Dans le communiqué, vous avez déclaré que le collier Comète de 1932, qui se porte ouvert à même la peau, vous évoque le sillage enveloppant d’un parfum de peau. Quelle est votre définition d’un parfum de peau?

Ce collier a quelque chose de très enveloppant. Si j’applique cette idée à un parfum, il fallait que Comète se révèle sur la peau. Sa formule comporte beaucoup de notes appelées communément « de fond » et il est bâti sur des notes poudrées différentes qui se ressemblent un peu. C’est comme si, une fois déposé sur la peau, ce parfum passait de la deuxième à la troisième dimension. Quand on le porte, on a l’impression qu’il infuse et nous entoure.

La peau peut-elle être considérée comme le dernier ingrédient involontaire de ce parfum?

Oui. J’aime bien cette idée. Je n’ai pas formulé ce parfum de cette manière-là, sans doute parce qu’il m’échapperait. Le rendu d’un parfum est très différent selon la personne qui le porte. Je considère souvent qu’un parfum est vivant: il possède beaucoup de différentes facettes et le fait de le porter lui donne vie.
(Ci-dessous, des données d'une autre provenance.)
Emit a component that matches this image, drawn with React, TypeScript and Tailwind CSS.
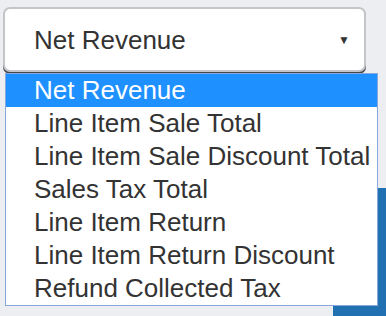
import React, { useState } from 'react'

const options = [
  'Net Revenue',
  'Line Item Sale Total',
  'Line Item Sale Discount Total',
  'Sales Tax Total',
  'Line Item Return',
  'Line Item Return Discount',
  'Refund Collected Tax',
]

export default function App() {
  const [selected, setSelected] = useState(options[0])

  return (
    <div className="relative h-[316px] w-[386px] overflow-hidden bg-[#eceef1] font-['Liberation_Sans',Arial,sans-serif]">
      {/* select box */}
      <div className="ml-[3px] mt-[7px] flex h-[65px] w-[363px] items-center justify-between rounded-[7px] border-2 border-[#c3c5c8] bg-white pl-[29px] pr-[14px] shadow-[0_2px_0_#45484c]">
        <span className="text-[26px] leading-none text-[#333]">{selected}</span>
        <span className="text-[12px] leading-none text-[#333]">▼</span>
      </div>

      {/* button behind the menu */}
      <div className="ml-[333px] mt-[116px] h-[130px] w-[53px] bg-[#2170b2]" />

      {/* open dropdown */}
      <ul className="absolute left-[5px] top-[73px] w-[373px] border border-[#86a8dc] bg-white">
        {options.map((o) => (
          <li
            key={o}
            onClick={() => setSelected(o)}
            className={
              o === selected
                ? 'h-[33px] whitespace-nowrap bg-[#1e90ff] pl-[28px] text-[26px] leading-[33px] text-white'
                : 'h-[33px] whitespace-nowrap pl-[28px] text-[26px] leading-[33px] text-[#333]'
            }
          >
            {o}
          </li>
        ))}
      </ul>
    </div>
  )
}
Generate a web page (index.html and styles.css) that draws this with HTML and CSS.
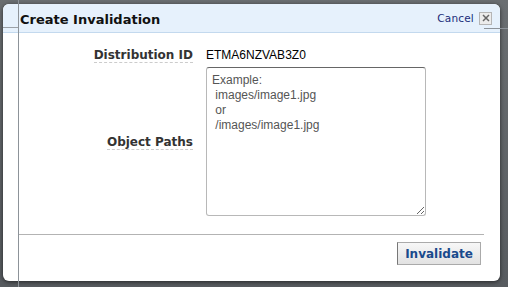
FILE: index.html
```html
<!DOCTYPE html>
<html>
<head>
<meta charset="utf-8">
<link rel="stylesheet" href="styles.css">
</head>
<body>
<div class="backdrop">
  <div class="dialog">
    <div class="header">
      <div class="title">Create Invalidation</div>
      <div class="actions">
        <a class="cancel" href="#">Cancel</a>
        <span class="close">
          <svg width="8" height="8" viewBox="0 0 8 8"><path d="M1 1L7 7M7 1L1 7" stroke="#666" stroke-width="1.5"/></svg>
        </span>
      </div>
    </div>
    <div class="content">
      <div class="form">
        <div class="label"><span>Distribution ID</span></div>
        <div class="value">ETMA6NZVAB3Z0</div>
        <div class="label center"><span>Object Paths</span></div>
        <div class="value"><textarea class="paths" placeholder="Example:&#10; images/image1.jpg&#10; or&#10; /images/image1.jpg"></textarea></div>
      </div>
    </div>
    <div class="footer">
      <button class="btn">Invalidate</button>
    </div>
  </div>
  <div class="guide-v"></div>
  <div class="guide-h1"></div>
  <div class="guide-h2"></div>
</div>
</body>
</html>
```
FILE: styles.css
```css
html, body {
  margin: 0;
  padding: 0;
}
body {
  width: 508px;
  height: 287px;
  overflow: hidden;
  background: #5b6064;
  font-family: "DejaVu Sans", Verdana, sans-serif;
}
.backdrop {
  position: relative;
  width: 508px;
  height: 287px;
  padding: 4px 0 0 3px;
  box-sizing: border-box;
  background: linear-gradient(#6a6e71, #575b5f);
}
.dialog {
  width: 497px;
  height: 277px;
  background: #fff;
  border-radius: 6px;
  box-shadow: 0 1px 4px rgba(0,0,0,0.6);
  display: flex;
  flex-direction: column;
  overflow: hidden;
}
.header {
  height: 28px;
  background: #e6f1fc;
  border-bottom: 1px solid #c3d9ee;
  display: flex;
  align-items: center;
  justify-content: space-between;
  padding: 0 8px 0 17px;
  flex: none;
}
.title {
  font-weight: bold;
  font-size: 13px;
  color: #111;
  padding-top: 2px;
}
.actions {
  display: flex;
  align-items: center;
  gap: 5px;
}
.cancel {
  font-size: 10.5px;
  color: #1a2d7a;
  text-decoration: none;
  letter-spacing: 0.2px;
}
.close {
  width: 11px;
  height: 11px;
  border: 1px solid #b5b5b5;
  background: #ececec;
  display: flex;
  align-items: center;
  justify-content: center;
  box-sizing: content-box;
}
.content {
  flex: 1;
  padding: 15px 0 0 0;
}
.form {
  display: grid;
  grid-template-columns: 190px 220px;
  column-gap: 13px;
  row-gap: 5px;
  align-items: center;
}
.label {
  text-align: right;
  font-weight: bold;
  font-size: 12px;
  color: #333;
}
.label span {
  border-bottom: 1px dashed #ccc;
  padding-bottom: 0;
}
.value {
  font-family: "Liberation Sans", Arial, sans-serif;
  font-size: 12px;
  color: #000;
}
.paths {
  display: block;
  width: 220px;
  height: 149px;
  box-sizing: border-box;
  border: 1px solid #b8b8b8;
  border-top-color: #666;
  border-radius: 3px;
  padding: 5px 5px 1px;
  font-family: "Liberation Sans", Arial, sans-serif;
  font-size: 12px;
  line-height: 15px;
  resize: vertical;
  margin: 0;
}
.paths::placeholder {
  color: #555;
}
.footer {
  flex: none;
  margin: 0 16px 0 15px;
  border-top: 1px solid #b3b3b3;
  height: 47px;
  display: flex;
  justify-content: flex-end;
  align-items: flex-start;
  padding-top: 7px;
  box-sizing: border-box;
}
.btn {
  margin-right: 3px;
  width: 84px;
  height: 23px;
  border: 1px solid #aaa;
  border-left-color: #777;
  background: linear-gradient(#f7f7f7, #e2e2e2);
  font-family: "DejaVu Sans", Verdana, sans-serif;
  font-weight: bold;
  font-size: 12px;
  color: #1a4a8c;
  padding: 0;
}
.guide-v {
  position: absolute;
  left: 18px;
  top: 0;
  width: 1px;
  height: 287px;
  background: #8d9399;
}
.guide-h1 {
  position: absolute;
  left: 3px;
  top: 27px;
  width: 15px;
  height: 1px;
  background: #9aa0a6;
}
.guide-h2 {
  position: absolute;
  left: 484px;
  top: 28px;
  width: 24px;
  height: 1px;
  background: #8d9399;
}
```
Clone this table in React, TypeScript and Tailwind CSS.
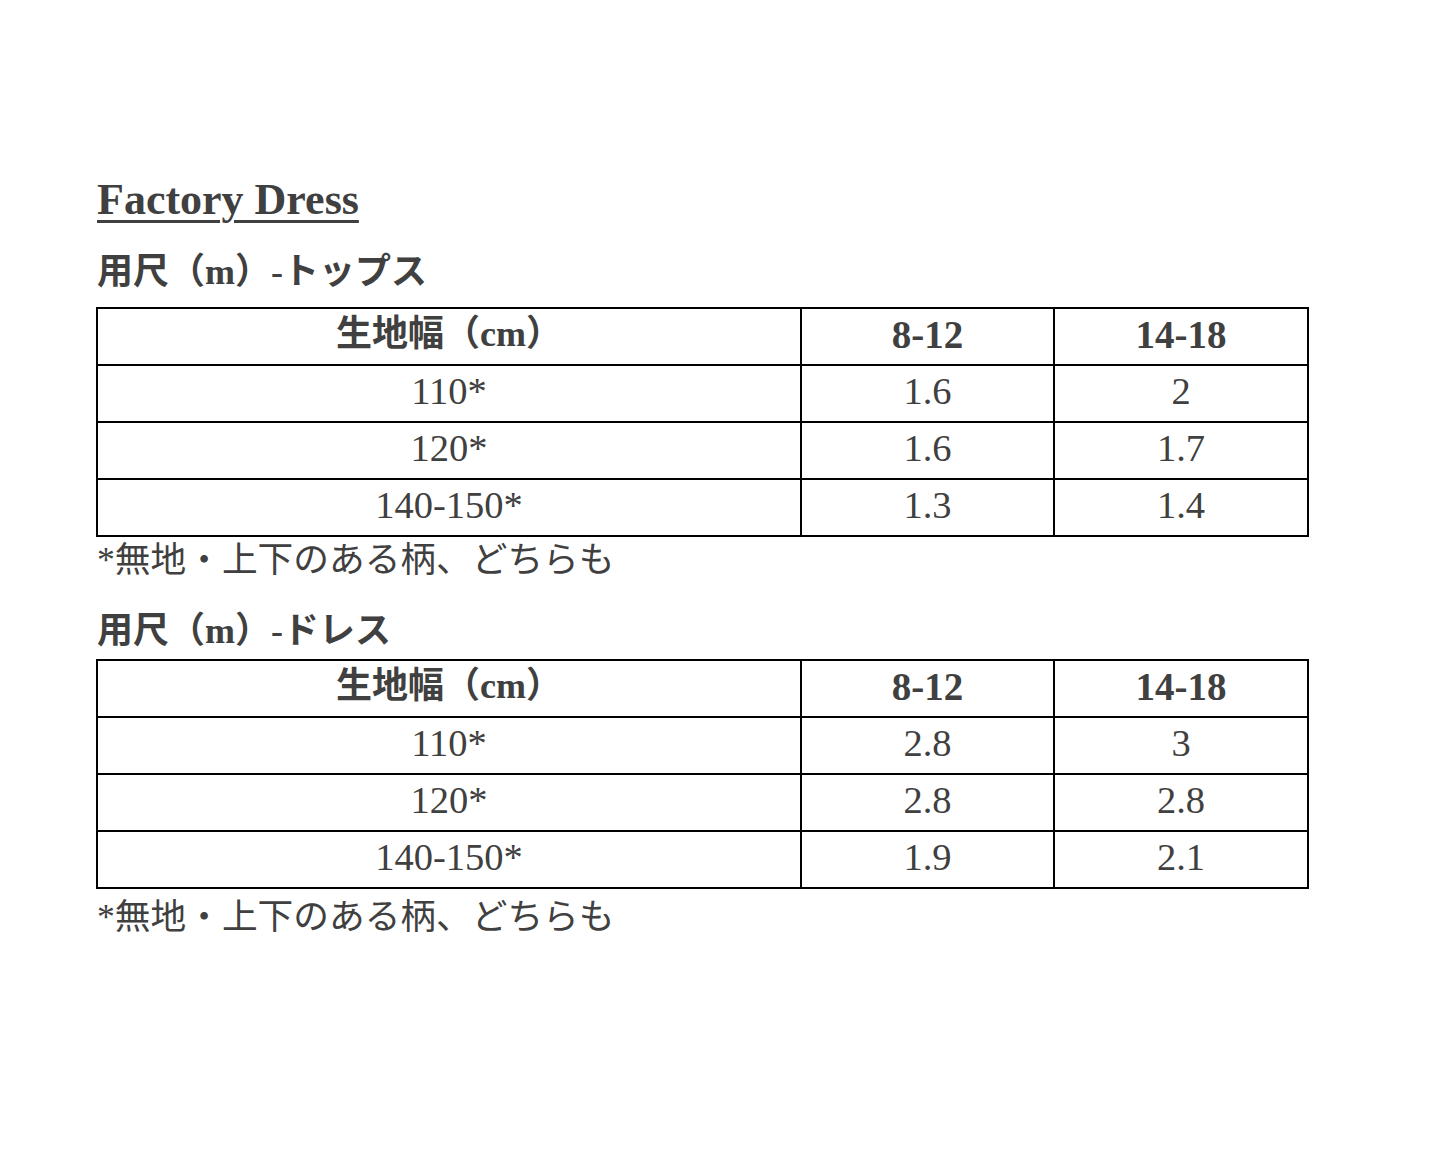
import React from "react";

const font = { fontFamily: '"Liberation Serif", "Noto Sans CJK JP", serif' };

type Row = [string, string, string];

function SizeTable({ rows }: { rows: Row[] }) {
  return (
    <table className="w-[1211px] border-collapse border-2 border-black table-fixed">
      <colgroup>
        <col className="w-[704px]" />
        <col className="w-[253px]" />
        <col className="w-[254px]" />
      </colgroup>
      <thead>
        <tr className="h-[57px]">
          <th className="border-2 border-black text-center font-bold text-[36px] leading-none p-0 pb-[5px]">生地幅（cm）</th>
          <th className="border-2 border-black text-center font-bold text-[39px] leading-none p-0 pb-[5px]">8-12</th>
          <th className="border-2 border-black text-center font-bold text-[39px] leading-none p-0 pb-[5px]">14-18</th>
        </tr>
      </thead>
      <tbody>
        {rows.map((r, i) => (
          <tr key={i} className="h-[57px]">
            <td className="border-2 border-black text-center text-[38.5px] leading-none p-0 pb-[5px]">{r[0]}</td>
            <td className="border-2 border-black text-center text-[38.5px] leading-none p-0 pb-[5px]">{r[1]}</td>
            <td className="border-2 border-black text-center text-[38.5px] leading-none p-0 pb-[5px]">{r[2]}</td>
          </tr>
        ))}
      </tbody>
    </table>
  );
}

export default function App() {
  return (
    <div className="w-[1440px] h-[1152px] bg-white text-[#404040] pl-[96px] pt-[178px]" style={font}>
      <h1 className="text-[44px] leading-[44px] font-bold underline decoration-[3px] underline-offset-[6px] pl-[1px]">
        Factory Dress
      </h1>
      <h2 className="mt-[32px] text-[36px] leading-[36px] font-bold pl-[1px]">用尺（m）-トップス</h2>
      <div className="mt-[17px]">
        <SizeTable
          rows={[
            ["110*", "1.6", "2"],
            ["120*", "1.6", "1.7"],
            ["140-150*", "1.3", "1.4"],
          ]}
        />
      </div>
      <p className="mt-[4px] text-[35.7px] leading-[38px] pl-[1px]">*無地・上下のある柄、どちらも</p>
      <h2 className="mt-[34px] text-[36px] leading-[36px] font-bold pl-[1px]">用尺（m）-ドレス</h2>
      <div className="mt-[10px]">
        <SizeTable
          rows={[
            ["110*", "2.8", "3"],
            ["120*", "2.8", "2.8"],
            ["140-150*", "1.9", "2.1"],
          ]}
        />
      </div>
      <p className="mt-[9px] text-[35.7px] leading-[38px] pl-[1px]">*無地・上下のある柄、どちらも</p>
    </div>
  );
}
La peau fait vivre le parfum.

Un parfumeur n’est-il pas finalement un alchimiste? Il part d’une fleur qui pousse dans la terre, qui est extraite, transformée en esprit, puis en l’associant à d’autres matières il en fait une architecture invisible qui va révéler certaines facettes d’une personnalité. Vous percevez-vous comme cela?

J’aime beaucoup cette notion d’alchimie, comme s’il y avait des connexions qui se créent avec la personne qui le porte, une certaine forme d’influence. Parfumeur est un métier qui commence dans la terre et qui s’évapore de la manière la plus poétique qui soit.

Le Head Space est une technique qui a pour but de reconstituer les notes agréables d’une fleur ou d’un fruit impossibles à obtenir avec les techniques de parfumerie habituelles. L’objet odorant est placé dans un récipient dans lequel est placé un micro capteur. L’air parfumé autour de la fleur ou du fruit est absorbé par ce micro-capteur. L’échantillon ainsi obtenu est ensuite étudié par chromatographie en phase gazeuse qui permet d’identifier les différentes molécules.